Ce rattachement au passé se traduit concrètement par la conservation d’un nom de tradition (SPA 62 « Coq gaulois », SAL 33 « Hache d’Abordage »), par la garde d’un drapeau ou d’un fanion et par le choix de l’insigne de tradition correspondant (ce n’est pas toujours vrai).
Perpétuer les traditions d’une escadrille revient symboliquement à hériter de tous les faits d’armes (campagnes, victoires, sacrifices), de toutes les distinctions et décorations attribuées à celle-ci. Chaque héritier régénère, par son action, le patrimoine de la tradition perpétuée.

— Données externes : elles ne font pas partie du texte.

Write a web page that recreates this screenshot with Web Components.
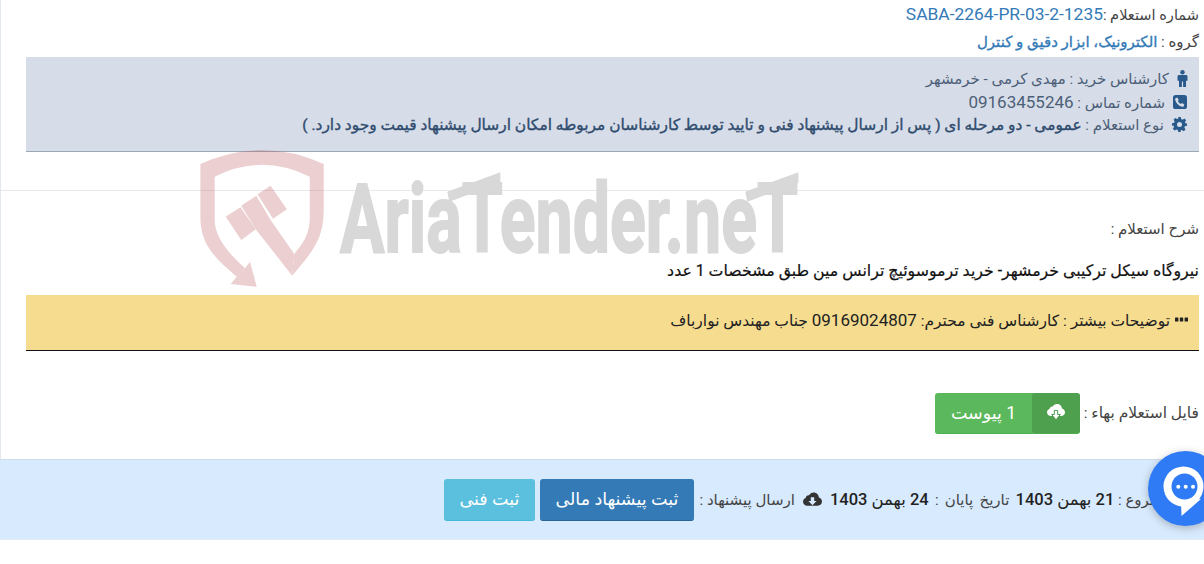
<!DOCTYPE html>
<html lang="fa" dir="rtl">
<head>
<meta charset="utf-8">
<title>استعلام</title>
<style>
  html, body { margin: 0; background: #fff; }
  body { font-family: Roboto, "DejaVu Sans", sans-serif; font-size: 15px; color: #444; }
</style>
</head>
<body>
<tender-page>
  <tender-head>
    <span slot="number">SABA-2264-PR-03-2-1235</span>
    <span slot="group">الکترونیک، ابزار دقیق و کنترل</span>
  </tender-head>
  <info-panel>
    <info-row icon="person">کارشناس خرید : مهدی کرمی - خرمشهر</info-row>
    <info-row icon="phone">شماره تماس : <span style="font-size:17px">09163455246</span></info-row>
    <info-row icon="gear">نوع استعلام : <strong-text>عمومی - دو مرحله ای ( پس از ارسال پیشنهاد فنی و تایید توسط کارشناسان مربوطه امکان ارسال پیشنهاد قیمت وجود دارد. )</strong-text></info-row>
  </info-panel>
  <tender-desc title-text="شرح استعلام :">نیروگاه سیکل ترکیبی خرمشهر- خرید ترموسوئیچ ترانس مین طبق مشخصات 1 عدد</tender-desc>
  <note-box>توضیحات بیشتر : کارشناس فنی محترم: <span style="font-size:17px">09169024807</span> جناب مهندس نوارباف</note-box>
  <attach-row label="فایل استعلام بهاء :">1 پیوست</attach-row>
  <water-mark></water-mark>
  <submit-bar slot="bar"></submit-bar>
</tender-page>
<chat-fab></chat-fab>

<script>
const ICONS = {
  person: '<svg width="11" height="17" viewBox="0 0 11 17"><circle cx="5.500" cy="2.200" r="2.200" fill="currentColor"/><path d="M2 5h7c.9 0 1.500.7 1.500 1.500v4.300H9V17H6.100v-5.600h-1.200V17H2v-6.200H.5V6.500C.5 5.700 1.100 5 2 5z" fill="currentColor"/></svg>',
  phone: '<svg width="14" height="14" viewBox="0 0 14 14"><rect width="14" height="14" rx="2.600" fill="currentColor"/><path d="M4.300 2.600l1.500 2.300-.9 1.100c.6 1.300 1.700 2.400 3 3l1.100-.9 2.300 1.500-.6 1.700c-.2.400-.6.600-1 .5C6 11.300 2.800 8.100 2.100 4.200c-.1-.4.100-.8.500-1z" fill="#d6dde8"/></svg>',
  gear: '<svg width="15" height="15" viewBox="0 0 24 24"><path fill="currentColor" fill-rule="evenodd" d="M10 0h4l.7 3.300 2.200.9 2.900-1.800 2.800 2.800-1.800 2.900.9 2.200L24 10v4l-3.300.7-.9 2.200 1.800 2.900-2.800 2.800-2.900-1.800-2.200.9L14 24h-4l-.7-3.300-2.200-.9-2.900 1.800-2.800-2.800 1.800-2.900-.9-2.200L0 14v-4l3.300-.7.9-2.200-1.800-2.900 2.800-2.800 2.900 1.800 2.200-.9zM12 8a4 4 0 1 0 0 8 4 4 0 0 0 0-8z"/></svg>',
  dots: '<svg width="13" height="5" viewBox="0 0 13 5"><rect width="3.400" height="4" y=".5" rx=".5" fill="currentColor"/><rect x="4.800" width="3.400" height="4" y=".5" rx=".5" fill="currentColor"/><rect x="9.600" width="3.400" height="4" y=".5" rx=".5" fill="currentColor"/></svg>',
  cloud: '<svg width="19" height="15" viewBox="0 0 20 15"><path fill="currentColor" fill-rule="evenodd" d="M4.500 14C2 14 0 12.200 0 9.800c0-1.800 1.100-3.300 2.800-3.900C3 4 4.500 2.800 6.300 3 7.300 1.200 9.100 0 11.200 0c3 0 5.400 2.300 5.500 5.300 1.900.6 3.300 2.300 3.300 4.300 0 2.500-2 4.400-4.500 4.400zM8.200 5v4.200H5.700l4.300 4.300 4.300-4.300h-2.500V5z"/></svg>',
  upload: '<svg width="18" height="17" viewBox="0 0 18 17"><path fill="#fff" d="M4 12C1.800 12 0 10.400 0 8.300c0-1.600 1-2.900 2.500-3.400C2.800 3.300 4.100 2.300 5.700 2.500 6.500 1 8.100 0 10 0c2.700 0 4.900 2 5 4.600 1.700.5 3 2 3 3.800C18 10.500 16.200 12 14 12z"/><path fill="#fff" stroke="#4e9f4e" d="M7.300 6.500h3.400v4h2.600L9 15.800 4.700 10.500h2.600z"/></svg>'
};

class TenderPage extends HTMLElement {
  constructor () {
    super();
    this.attachShadow({mode: 'open'});
    this.shadowRoot.innerHTML = `
      <style>
        :host { display: block; position: relative; height: 564px; overflow: hidden; }
        .side { border-left: 1px solid #e3e8ee; padding-bottom: 25px; }
      </style>
      <div class="side"><slot></slot></div>
      <slot name="bar"></slot>
    `;
  }
}

class TenderHead extends HTMLElement {
  constructor () {
    super();
    this.attachShadow({mode: 'open'});
    this.shadowRoot.innerHTML = `
      <style>
        :host { display: block; padding: 1px 5px 0 0; line-height: 27px; color: #444; }
        div { height: 27px; white-space: nowrap; }
        .lb { font-size: 14.600px; }
        .num { color: #337ab7; font-size: 17.400px; }
        .grp { color: #337ab7; -webkit-text-stroke: .35px #337ab7; font-size: 15px; }
        div + div { padding-top: 1px; }
      </style>
      <div><span class="lb">شماره استعلام :</span><span class="num"><slot name="number"></slot></span></div>
      <div>گروه : <span class="grp"><slot name="group"></slot></span></div>
    `;
  }
}

class StrongText extends HTMLElement {
  constructor () {
    super();
    this.attachShadow({mode: 'open'});
    this.shadowRoot.innerHTML = `
      <style>
        :host { display: inline; color: #2f4b6e; font-size: 15.450px; -webkit-text-stroke: .35px #2f4b6e; }
      </style>
      <slot></slot>
    `;
  }
}

class InfoPanel extends HTMLElement {
  constructor () {
    super();
    this.attachShadow({mode: 'open'});
    this.shadowRoot.innerHTML = `
      <style>
        :host { display: block; box-sizing: border-box; margin: 1px 5px 0 0; width: 1173px; height: 95px;
          padding: 10px 11px 0 0; background: #d6dde8; border-bottom: 1px solid #9aa8b8; color: #4d5f78; }
      </style>
      <slot></slot>
    `;
  }
}

class InfoRow extends HTMLElement {
  constructor () {
    super();
    this.attachShadow({mode: 'open'});
    const wide = this.getAttribute('icon') !== 'person';
    this.shadowRoot.innerHTML = `
      <style>
        :host { display: flex; align-items: center; gap: 8px; height: 23px; white-space: nowrap; }
        .i { display: flex; color: #2a5a8c; ${wide ? 'margin-right: 1px;' : ''} }
      </style>
      <span class="i">${ICONS[this.getAttribute('icon')]}</span>
      <span><slot></slot></span>
    `;
  }
}

class TenderDesc extends HTMLElement {
  constructor () {
    super();
    this.attachShadow({mode: 'open'});
    this.shadowRoot.innerHTML = `
      <style>
        :host { display: block; margin-top: 38px; border-top: 1px solid #e8e8e8; padding: 25px 5px 0 0; color: #444; }
        .t { height: 27px; line-height: 27px; }
        .d { margin-top: 14px; height: 32px; line-height: 27px; font-size: 15.800px; color: #111; -webkit-text-stroke: .2px #111; white-space: nowrap; }
      </style>
      <div class="t">${this.getAttribute('title-text')}</div>
      <div class="d"><slot></slot></div>
    `;
  }
}

class NoteBox extends HTMLElement {
  constructor () {
    super();
    this.attachShadow({mode: 'open'});
    this.shadowRoot.innerHTML = `
      <style>
        :host { display: flex; align-items: center; gap: 5px; box-sizing: border-box; width: 1173px; height: 56px;
          margin: 6px 5px 0 0; padding: 0 11px 6px 0; background: #f5dc8f; border-bottom: 1px solid #111; color: #222; font-size: 15.500px; white-space: nowrap; }
      </style>
      ${ICONS.dots}
      <span><slot></slot></span>
    `;
  }
}

class AttachRow extends HTMLElement {
  constructor () {
    super();
    this.attachShadow({mode: 'open'});
    this.shadowRoot.innerHTML = `
      <style>
        :host { display: flex; align-items: center; gap: 4px; margin-top: 41px; padding-right: 5px; height: 42px; color: #444; }
        .lb { width: 115px; white-space: nowrap; font-size: 15.500px; }
        .btn { display: flex; height: 41px; width: 145px; border-radius: 3px; overflow: hidden; background: #5cb85c;
          color: #fff; font-size: 17.500px; border-bottom: 1px solid #4cae4c; box-sizing: border-box; }
        .ic { width: 48px; background: #4e9f4e; display: flex; align-items: center; justify-content: center; border-radius: 3px; }
        .tx { flex: 1; display: flex; align-items: center; justify-content: center; }
      </style>
      <span class="lb">${this.getAttribute('label')}</span>
      <div class="btn">
        <span class="ic">${ICONS.upload}</span>
        <span class="tx"><slot></slot></span>
      </div>
    `;
  }
}

class SubmitBar extends HTMLElement {
  constructor () {
    super();
    this.attachShadow({mode: 'open'});
    this.shadowRoot.innerHTML = `
      <style>
        :host { display: flex; align-items: center; box-sizing: border-box; height: 81px; padding-right: 8px;
          background: #d8eafd; border-top: 1px solid #cfdcea; border-bottom: 1px solid #e4ebf2; color: #444; white-space: nowrap; }
        b { font-weight: 500; color: #222; font-size: 16.500px; }
        .end { word-spacing: 2.500px; }
        .send { min-width: 97px; }
        .ic { margin: 0 8px 0 8px; color: #333; display: inline-flex; }
        button { font: inherit; font-size: 17.500px; color: #fff; border-radius: 3px; height: 42px; border: 0; padding: 0; cursor: pointer; }
        .fin { background: #337ab7; border-bottom: 1px solid #2a6496; width: 154px; margin-right: 4px; }
        .tec { background: #5bc0de; border-bottom: 1px solid #46b8da; width: 91px; margin-right: 5px; }
      </style>
      <span>تاریخ شروع : <b>21 بهمن 1403</b><span class="end"> تاریخ پایان : </span><b>24 بهمن 1403</b></span>
      <span class="ic">${ICONS.cloud}</span>
      <span class="send">ارسال پیشنهاد :</span>
      <button class="fin">ثبت پیشنهاد مالی</button>
      <button class="tec">ثبت فنی</button>
    `;
  }
}

class WaterMark extends HTMLElement {
  constructor () {
    super();
    this.attachShadow({mode: 'open'});
    this.shadowRoot.innerHTML = `
      <style>
        :host { position: absolute; left: 198px; top: 148px; width: 610px; height: 142px; pointer-events: none; }
        svg { display: block; overflow: visible; }
        text { font-family: Roboto, sans-serif; font-weight: 700; }
      </style>
      <svg width="610" height="142" viewBox="198 148 610 142" direction="ltr">
        <g fill="rgb(192,98,105)" opacity=".3">
          <path d="M200.400 164Q261.600 136 323.700 164V210C323.700 240 312 252 292.200 275.700L294.300 254C303 243 309.800 235 309.800 216.700V176.700Q261.600 153 214.700 176.700V220C214.700 235 225 250 245 268.300L236.700 276.700C215 258 200.400 245 200.400 216.700Z"/>
          <path d="M250 261.700L256.700 286.700 230.700 284 236.700 276.700 245 268.300z"/>
          <path d="M225.700 216.700L240.400 207.300 255.900 229.300 241.200 240z"/>
          <path d="M241.200 205.700L256.300 195.700 270.600 220 294.300 254 292.200 275.700 256.300 230z"/>
          <path d="M257.600 194.300L270.600 185.700 286.900 209.300 273 218.700z"/>
        </g>
        <g fill="#d8d8d8">
          <text x="340" y="252" font-size="97" stroke="#d8d8d8" stroke-width="2" textLength="458" lengthAdjust="spacingAndGlyphs">AriaTender.neT</text>
          <path d="M447.300 191.700L500.400 172.300V182.700L449.400 201.700z"/>
          <path d="M745.300 191.700L798.400 172.300V182.700L747.300 201.700z"/>
        </g>
      </svg>
    `;
  }
}

class ChatFab extends HTMLElement {
  constructor () {
    super();
    this.attachShadow({mode: 'open'});
    this.shadowRoot.innerHTML = `
      <style>
        :host { position: fixed; left: 1148px; top: 451px; width: 75px; height: 75px; border-radius: 50%;
          background: #2f7bf6; box-shadow: 0 2px 8px rgba(0,0,0,.25); display: block; }
        svg { display: block; }
      </style>
      <svg width="75" height="75" viewBox="0 0 75 75">
        <circle cx="35.500" cy="35.500" r="20" fill="#fff"/>
        <path fill="#fff" d="M33 50l20-2-19.500 17z"/>
        <circle cx="36.500" cy="35.500" r="13" fill="#2f7bf6"/>
        <circle cx="30.300" cy="35.700" r="2" fill="#fff"/><circle cx="37.700" cy="35.700" r="2" fill="#fff"/><circle cx="45" cy="35.700" r="2" fill="#fff"/>
      </svg>
    `;
  }
}

customElements.define('tender-page', TenderPage);
customElements.define('tender-head', TenderHead);
customElements.define('strong-text', StrongText);
customElements.define('info-panel', InfoPanel);
customElements.define('info-row', InfoRow);
customElements.define('tender-desc', TenderDesc);
customElements.define('note-box', NoteBox);
customElements.define('attach-row', AttachRow);
customElements.define('submit-bar', SubmitBar);
customElements.define('water-mark', WaterMark);
customElements.define('chat-fab', ChatFab);
</script>
</body>
</html>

Les traditions sont octroyées officiellement par le jeu logique des filiations qui s’établissent dans la continuité de l’évolution des structures de l’Armée de l’air ou par affinité historique lors de la création d’une nouvelle unité.
En dépit de la jeunesse de l’Armée de l’air, les traditions se justifient pour stimuler l’esprit de corps, pour célébrer la gloire des anciens et conserver le souvenir de leurs faits d’armes.

 

Les filiations du Touraine

Les V 101 et V 113, escadrilles de traditions de l’ET 1/61 « Touraine » ont des filiations beaucoup plus simples que celles de l’ET 2/61 « Franche-Comté ». 209e et 210e escadrilles du 2e régiment de bombardement de Malzeville le 1er janvier 1920, elles deviennent 3e et 4e escadrilles du 22e régiment d’aviation de bombardement de nuit (22e RABN) de Luxeuil le 1er août de la même année.

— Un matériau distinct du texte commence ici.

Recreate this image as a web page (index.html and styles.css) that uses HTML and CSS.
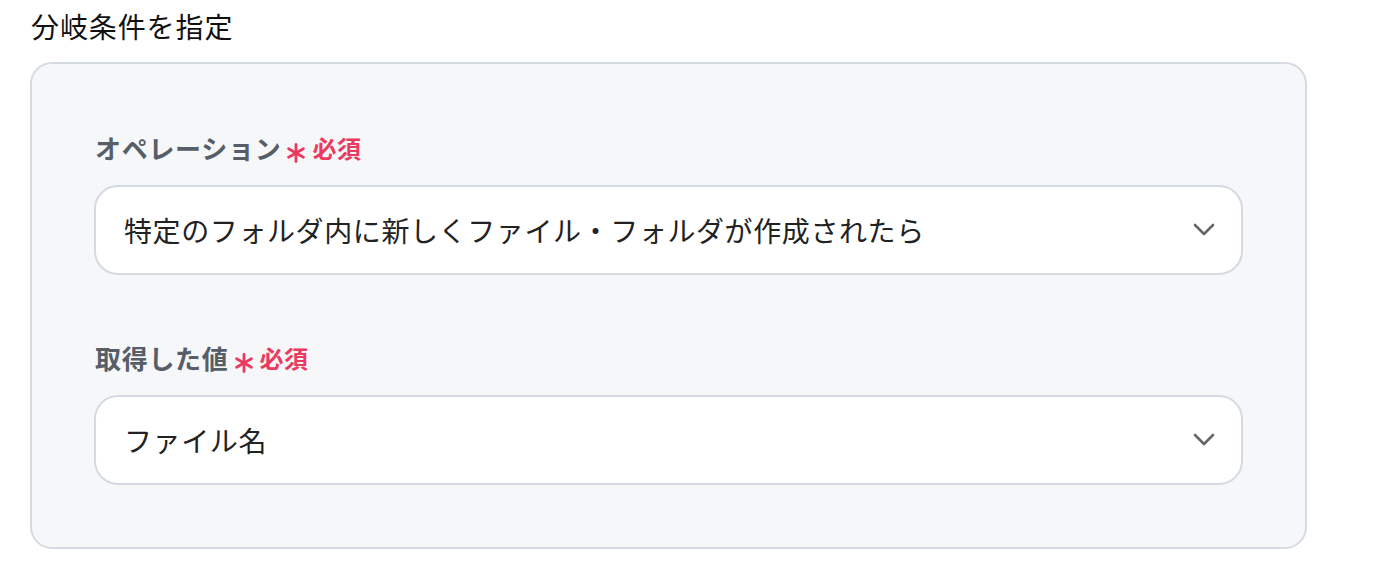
FILE: index.html
```html
<!DOCTYPE html>
<html lang="ja">
<head>
<meta charset="utf-8">
<link rel="stylesheet" href="styles.css">
</head>
<body>
<div class="page">
  <h2 class="title">分岐条件を指定</h2>
  <div class="panel">
    <div class="field">
      <div class="label">オペレーション<span class="req"><svg class="ast" width="22" height="22" viewBox="0 0 22 22"><g stroke="#ea3a5e" stroke-width="2.8" stroke-linecap="round"><path d="M11 2.5 V19.5"/><path d="M3.6 6.75 L18.4 15.25"/><path d="M3.6 15.25 L18.4 6.75"/></g></svg>必須</span></div>
      <div class="select">
        <span class="value">特定のフォルダ内に新しくファイル・フォルダが作成されたら</span>
        <svg class="chev" width="22" height="14" viewBox="0 0 22 14"><path d="M2 2 L11 11 L20 2" fill="none" stroke="#666" stroke-width="2.6" stroke-linecap="round" stroke-linejoin="round"/></svg>
      </div>
    </div>
    <div class="field">
      <div class="label">取得した値<span class="req"><svg class="ast" width="22" height="22" viewBox="0 0 22 22"><g stroke="#ea3a5e" stroke-width="2.8" stroke-linecap="round"><path d="M11 2.5 V19.5"/><path d="M3.6 6.75 L18.4 15.25"/><path d="M3.6 15.25 L18.4 6.75"/></g></svg>必須</span></div>
      <div class="select">
        <span class="value">ファイル名</span>
        <svg class="chev" width="22" height="14" viewBox="0 0 22 14"><path d="M2 2 L11 11 L20 2" fill="none" stroke="#666" stroke-width="2.6" stroke-linecap="round" stroke-linejoin="round"/></svg>
      </div>
    </div>
  </div>
</div>
</body>
</html>
```
FILE: styles.css
```css
* { box-sizing: border-box; }
html, body { margin: 0; padding: 0; background: #ffffff; }
body {
  font-family: "Noto Sans CJK JP", "Noto Sans", sans-serif;
  color: #1f1f1f;
}
.page {
  padding: 6px 0 0 30px;
  width: 1307px;
}
.title {
  margin: 0 0 16px 1px;
  font-size: 28px;
  font-weight: 400;
  line-height: 40px;
  letter-spacing: 0.9px;
  color: #111;
}
.panel {
  background: #f6f7f9;
  border: 2px solid #d6dae1;
  border-radius: 22px;
  padding: 68px 62px 62px 62px;
  display: flex;
  flex-direction: column;
  gap: 67px;
}
.field {
  display: flex;
  flex-direction: column;
  gap: 21px;
}
.label {
  font-size: 26px;
  font-weight: 700;
  line-height: 32px;
  letter-spacing: 0.7px;
  color: #575e68;
  display: flex;
  align-items: center;
  padding-left: 1px;
}
.req {
  display: inline-flex;
  align-items: center;
  color: #ea3a5e;
  font-size: 24px;
  font-weight: 700;
  letter-spacing: 0.5px;
  margin-left: 4px;
}
.ast {
  display: block;
  margin-right: 5px;
  position: relative;
  top: 5px;
}
.select {
  height: 90px;
  background: #ffffff;
  border: 2px solid #d5dae1;
  border-radius: 24px;
  display: flex;
  align-items: center;
  justify-content: space-between;
  padding: 0 26px 0 28px;
}
.value {
  font-size: 28px;
  line-height: 40px;
  letter-spacing: 0.6px;
  color: #222;
}
.chev { display: block; }
```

Le 1er octobre 1932, le 22e RABN, alors équipé de LeO 20, se transforme en 22e EB à Chartres. Le 24 juillet 1935, son deuxième groupe (V 101 et V 113) est muté à Avord comme 1er groupe de la 15e escadre en cours de création. Le GB I/15 effectue la bataille de France sur Farman 220/221 avant d’être dissous en fin juillet à Oujda. Reconstitué en hiver 1940 à Istres, le GT I/15 est le premier groupe de transport créé dans l’Armée de l’air. Appelé « Touraine » le 1er janvier 1944, il adoptera la numérotation 1/61 à partir du 1er juillet 1947.